▸ **Material provided**:
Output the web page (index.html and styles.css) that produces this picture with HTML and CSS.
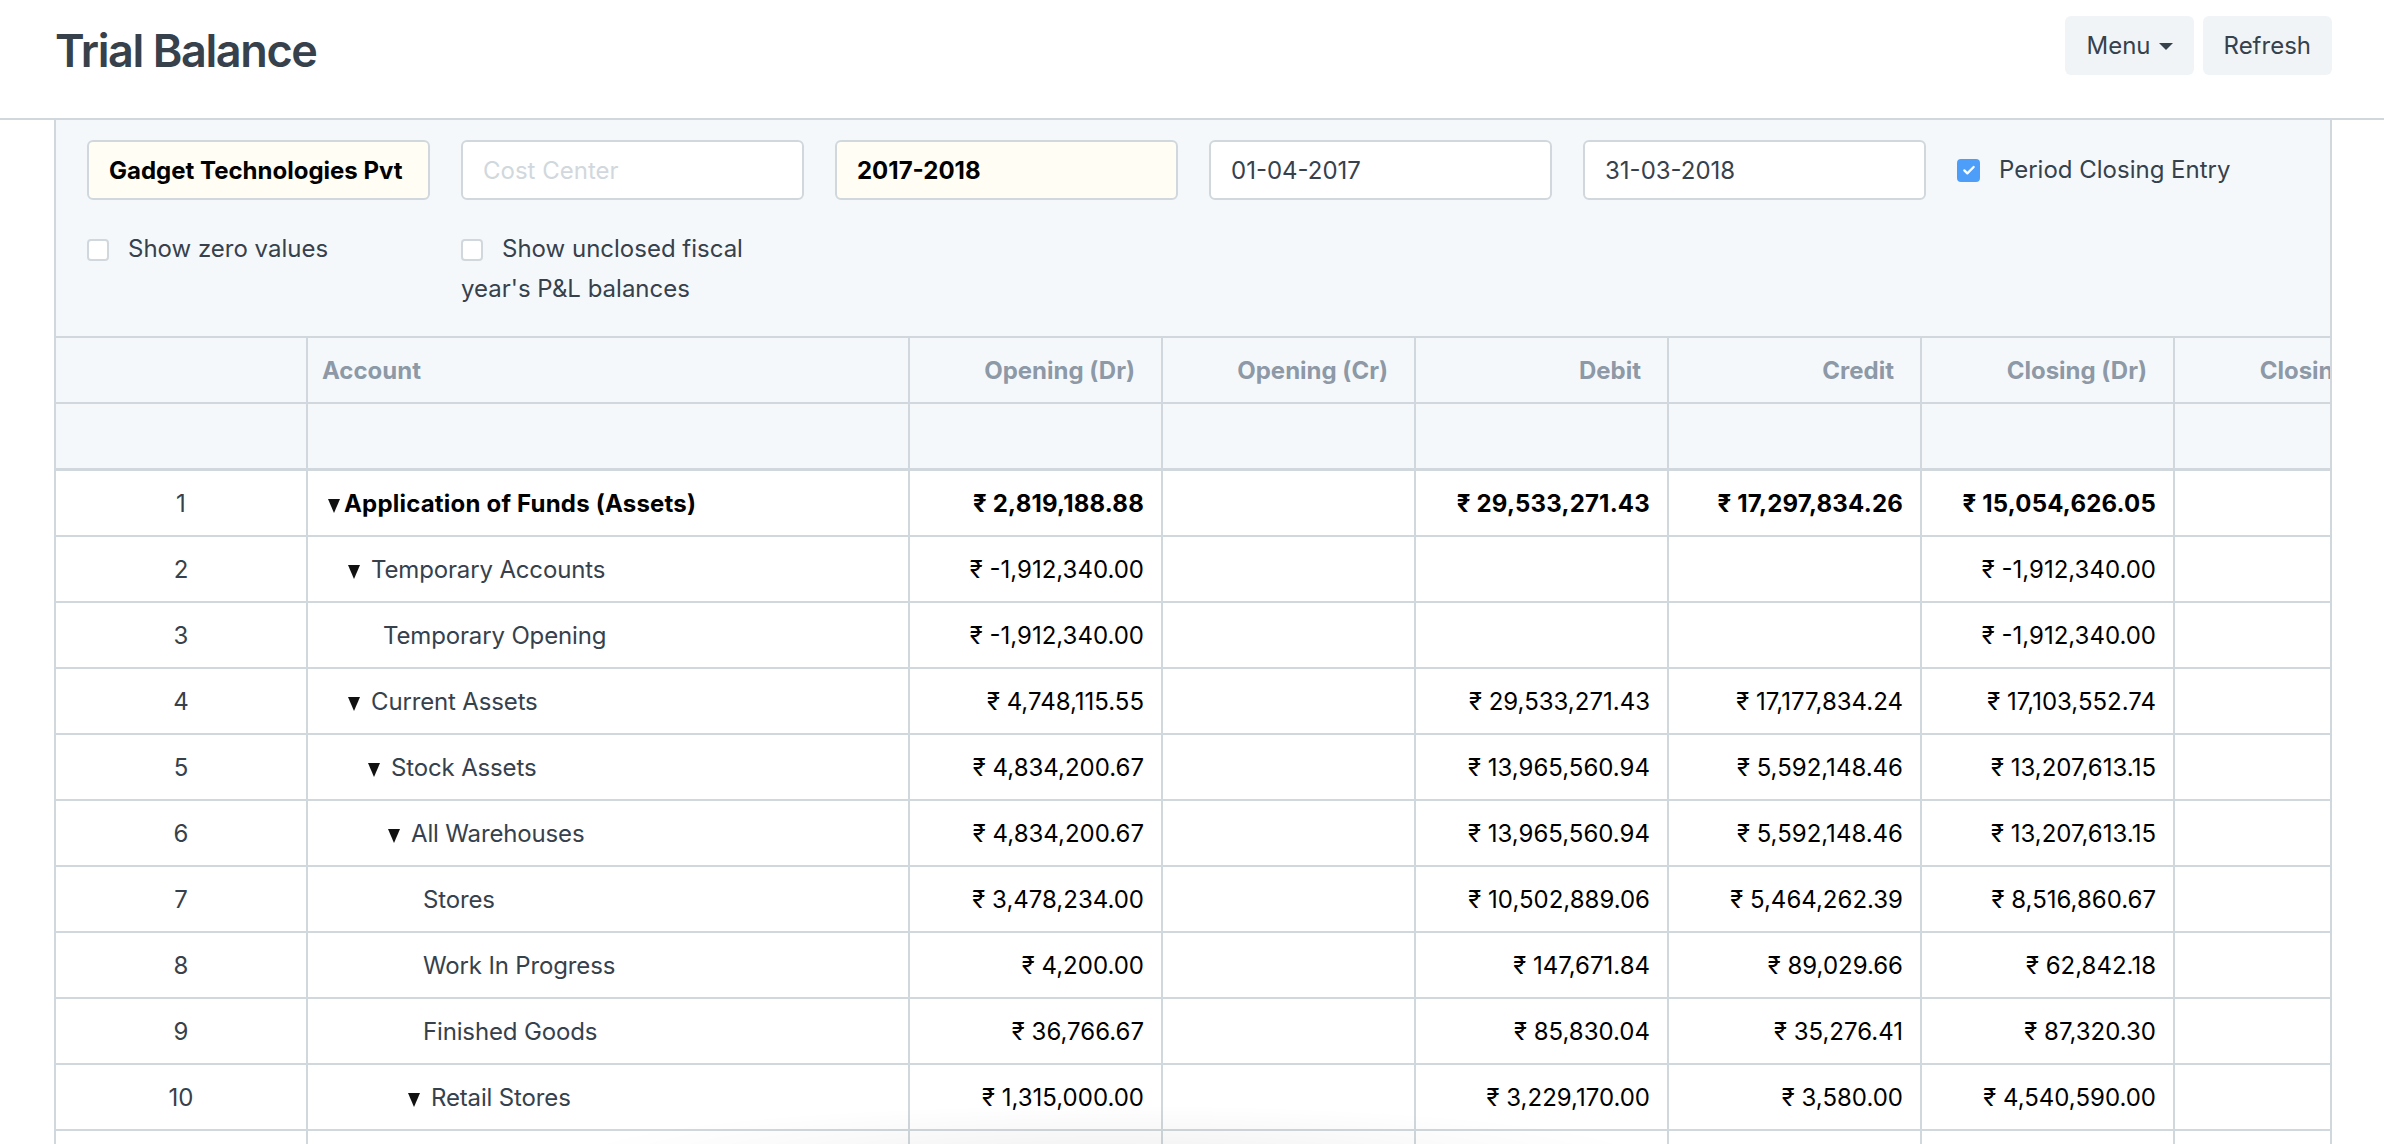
FILE: index.html
```html
<!DOCTYPE html>
<html lang="en">
<head>
<meta charset="utf-8">
<title>Trial Balance</title>
<link rel="stylesheet" href="styles.css">
</head>
<body>
<header class="page-head">
  <h1 class="title">Trial Balance</h1>
  <div class="actions">
    <button class="btn">Menu <span class="caret"></span></button>
    <button class="btn">Refresh</button>
  </div>
</header>
<main class="report">
  <section class="filters">
    <div class="filter-grid">
      <div class="input linked">Gadget Technologies Pvt</div>
      <div class="input placeholder">Cost Center</div>
      <div class="input linked">2017-2018</div>
      <div class="input">01-04-2017</div>
      <div class="input">31-03-2018</div>
      <div class="check inline"><span class="cb on"><svg viewBox="0 0 24 24" width="16" height="16"><path d="M5 12.5l4.5 4.5L19 7.5" fill="none" stroke="#fff" stroke-width="3.4" stroke-linecap="round" stroke-linejoin="round"/></svg></span><span class="lbl">Period Closing Entry</span></div>
    </div>
    <div class="filter-grid second">
      <div class="check"><span class="cb"></span>Show zero values</div>
      <div class="check"><span class="cb"></span>Show unclosed fiscal year's P&amp;L balances</div>
    </div>
  </section>
  <div class="table-wrap">
    <table class="dt">
      <colgroup>
        <col class="c-idx"><col class="c-acc"><col class="c-num"><col class="c-num"><col class="c-num"><col class="c-num"><col class="c-num"><col class="c-num">
      </colgroup>
      <thead>
        <tr class="head">
          <th></th>
          <th class="left">Account</th>
          <th>Opening (Dr)</th>
          <th>Opening (Cr)</th>
          <th>Debit</th>
          <th>Credit</th>
          <th>Closing (Dr)</th>
          <th>Closing (Cr)</th>
        </tr>
        <tr class="filter-row">
          <th></th><th></th><th></th><th></th><th></th><th></th><th></th><th></th>
        </tr>
      </thead>
      <tbody>
        <tr class="bold">
          <td class="idx">1</td>
          <td class="acc lv0"><span class="tog"></span>Application of Funds (Assets)</td>
          <td>₹ 2,819,188.88</td><td></td><td>₹ 29,533,271.43</td><td>₹ 17,297,834.26</td><td>₹ 15,054,626.05</td><td></td>
        </tr>
        <tr>
          <td class="idx">2</td>
          <td class="acc lv1"><span class="tog sp"></span>Temporary Accounts</td>
          <td>₹ -1,912,340.00</td><td></td><td></td><td></td><td>₹ -1,912,340.00</td><td></td>
        </tr>
        <tr>
          <td class="idx">3</td>
          <td class="acc lv2 leaf">Temporary Opening</td>
          <td>₹ -1,912,340.00</td><td></td><td></td><td></td><td>₹ -1,912,340.00</td><td></td>
        </tr>
        <tr>
          <td class="idx">4</td>
          <td class="acc lv1"><span class="tog sp"></span>Current Assets</td>
          <td>₹ 4,748,115.55</td><td></td><td>₹ 29,533,271.43</td><td>₹ 17,177,834.24</td><td>₹ 17,103,552.74</td><td></td>
        </tr>
        <tr>
          <td class="idx">5</td>
          <td class="acc lv2"><span class="tog sp"></span>Stock Assets</td>
          <td>₹ 4,834,200.67</td><td></td><td>₹ 13,965,560.94</td><td>₹ 5,592,148.46</td><td>₹ 13,207,613.15</td><td></td>
        </tr>
        <tr>
          <td class="idx">6</td>
          <td class="acc lv3"><span class="tog sp"></span>All Warehouses</td>
          <td>₹ 4,834,200.67</td><td></td><td>₹ 13,965,560.94</td><td>₹ 5,592,148.46</td><td>₹ 13,207,613.15</td><td></td>
        </tr>
        <tr>
          <td class="idx">7</td>
          <td class="acc lv4 leaf">Stores</td>
          <td>₹ 3,478,234.00</td><td></td><td>₹ 10,502,889.06</td><td>₹ 5,464,262.39</td><td>₹ 8,516,860.67</td><td></td>
        </tr>
        <tr>
          <td class="idx">8</td>
          <td class="acc lv4 leaf">Work In Progress</td>
          <td>₹ 4,200.00</td><td></td><td>₹ 147,671.84</td><td>₹ 89,029.66</td><td>₹ 62,842.18</td><td></td>
        </tr>
        <tr>
          <td class="idx">9</td>
          <td class="acc lv4 leaf">Finished Goods</td>
          <td>₹ 36,766.67</td><td></td><td>₹ 85,830.04</td><td>₹ 35,276.41</td><td>₹ 87,320.30</td><td></td>
        </tr>
        <tr>
          <td class="idx">10</td>
          <td class="acc lv4"><span class="tog sp"></span>Retail Stores</td>
          <td>₹ 1,315,000.00</td><td></td><td>₹ 3,229,170.00</td><td>₹ 3,580.00</td><td>₹ 4,540,590.00</td><td></td>
        </tr>
        <tr>
          <td class="idx"></td><td class="acc"></td><td></td><td></td><td></td><td></td><td></td><td></td>
        </tr>
      </tbody>
    </table>
  </div>
</main>
<div class="toast-shadow"></div>
</body>
</html>
```

FILE: styles.css
```css
html, body {
  margin: 0;
  padding: 0;
  background: #ffffff;
}

body {
  font-family: Inter, "Noto Sans", "DejaVu Sans", sans-serif;
  color: #36414c;
  overflow: hidden;
  height: 1144px;
}

.page-head {
  display: flex;
  justify-content: space-between;
  align-items: flex-start;
  height: 118px;
  border-bottom: 2px solid #d1d8dd;
  padding: 0 52px 0 55px;
}

.title {
  margin: 21px 0 0 0;
  font-size: 45px;
  line-height: 60px;
  font-weight: 600;
  color: #36414c;
  letter-spacing: -1.4px;
}

.actions {
  display: flex;
  gap: 9px;
  margin-top: 16px;
}

.btn {
  height: 59px;
  border: none;
  border-radius: 6px;
  background: #f0f4f7;
  color: #36414c;
  font-family: inherit;
  font-size: 24px;
  padding: 0 21px;
  display: flex;
  align-items: center;
  gap: 8px;
}

.caret {
  width: 0;
  height: 0;
  border-left: 7px solid transparent;
  border-right: 7px solid transparent;
  border-top: 7px solid #36414c;
  margin-top: 2px;
}

.report {
  margin: 0 52px 0 54px;
  border-left: 2px solid #d1d8dd;
  border-right: 2px solid #d1d8dd;
  min-height: 1100px;
}

.filters {
  background: #f5f8fb;
  padding: 20px 0 27px 31px;
}

.filter-grid {
  display: grid;
  grid-template-columns: repeat(6, 343px);
  column-gap: 31px;
  align-items: center;
}

.filter-grid.second {
  margin-top: 29px;
  align-items: start;
}

.input {
  height: 56px;
  border: 2px solid #d1d8dd;
  border-radius: 6px;
  background: #ffffff;
  display: flex;
  align-items: center;
  padding: 0 20px;
  font-size: 24px;
  color: #36414c;
  white-space: nowrap;
  overflow: hidden;
}

.input.linked {
  background: #fffdf4;
  font-weight: 700;
  color: #000000;
}

.input.placeholder {
  color: #d1d8dd;
}

.check {
  font-size: 24px;
  line-height: 40px;
  color: #36414c;
}

.check.inline {
  display: flex;
  align-items: center;
  gap: 0;
}

.cb {
  display: inline-block;
  width: 22px;
  height: 22px;
  box-sizing: border-box;
  border: 2px solid #d1d8dd;
  border-radius: 4px;
  background: #ffffff;
  vertical-align: -4px;
  margin-right: 19px;
}

.cb.on {
  background: #4d9ef8;
  border-color: #4d9ef8;
  width: 23px;
  height: 23px;
  display: inline-flex;
  align-items: center;
  justify-content: center;
  margin-right: 19px;
}

.table-wrap {
  overflow: hidden;
}

.dt {
  table-layout: fixed;
  border-collapse: separate;
  border-spacing: 0;
  width: 2372px;
  border-top: 2px solid #d1d8dd;
  font-size: 24px;
}

.c-idx { width: 252px; }
.c-acc { width: 602px; }
.c-num { width: 253px; }

.dt th, .dt td {
  box-sizing: border-box;
  border-right: 2px solid #d1d8dd;
  border-bottom: 2px solid #d1d8dd;
  height: 66px;
  padding: 0 17px 0 14px;
  text-align: right;
  white-space: nowrap;
  overflow: hidden;
  vertical-align: middle;
}

.dt thead th {
  background: #f5f8fb;
  color: #8d99a6;
  font-weight: 700;
  padding-right: 26px;
}

.dt thead th.left {
  text-align: left;
}

.dt thead tr.filter-row th {
  border-bottom-width: 3px;
  height: 67px;
}

.dt td {
  color: #000000;
  background: #ffffff;
}

.dt td.idx {
  text-align: center;
  padding: 0;
  color: #36414c;
}

.dt td.acc {
  text-align: left;
  color: #36414c;
  letter-spacing: -0.15px;
}

.dt tr.bold td {
  font-weight: 700;
  color: #000000;
  letter-spacing: 0.2px;
}

.dt tr.bold td.idx {
  font-weight: 400;
  color: #36414c;
}

.lv0 { padding-left: 20px !important; }
.lv1 { padding-left: 40px !important; }
.lv2 { padding-left: 60px !important; }
.lv3 { padding-left: 80px !important; }
.lv4 { padding-left: 100px !important; }
.lv2.leaf { padding-left: 75px !important; }
.lv4.leaf { padding-left: 115px !important; }

.tog {
  display: inline-block;
  width: 0;
  height: 0;
  border-left: 6px solid transparent;
  border-right: 6px solid transparent;
  border-top: 14px solid #111111;
  margin-right: 4px;
  vertical-align: -1px;
}

.tog.sp {
  margin-right: 11px;
}

.toast-shadow {
  position: fixed;
  left: 560px;
  bottom: -70px;
  width: 1100px;
  height: 110px;
  background: radial-gradient(ellipse at center, rgba(0, 0, 0, 0.06) 0%, rgba(0, 0, 0, 0.02) 45%, rgba(0, 0, 0, 0) 70%);
  pointer-events: none;
}
```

▸ **Your goal**:
Find the lines above that include the string "styles" and copy them.

▸ **Response**:
Output the web page (index.html and styles.css) that produces this picture with HTML and CSS.
<link rel="stylesheet" href="styles.css">
FILE: styles.css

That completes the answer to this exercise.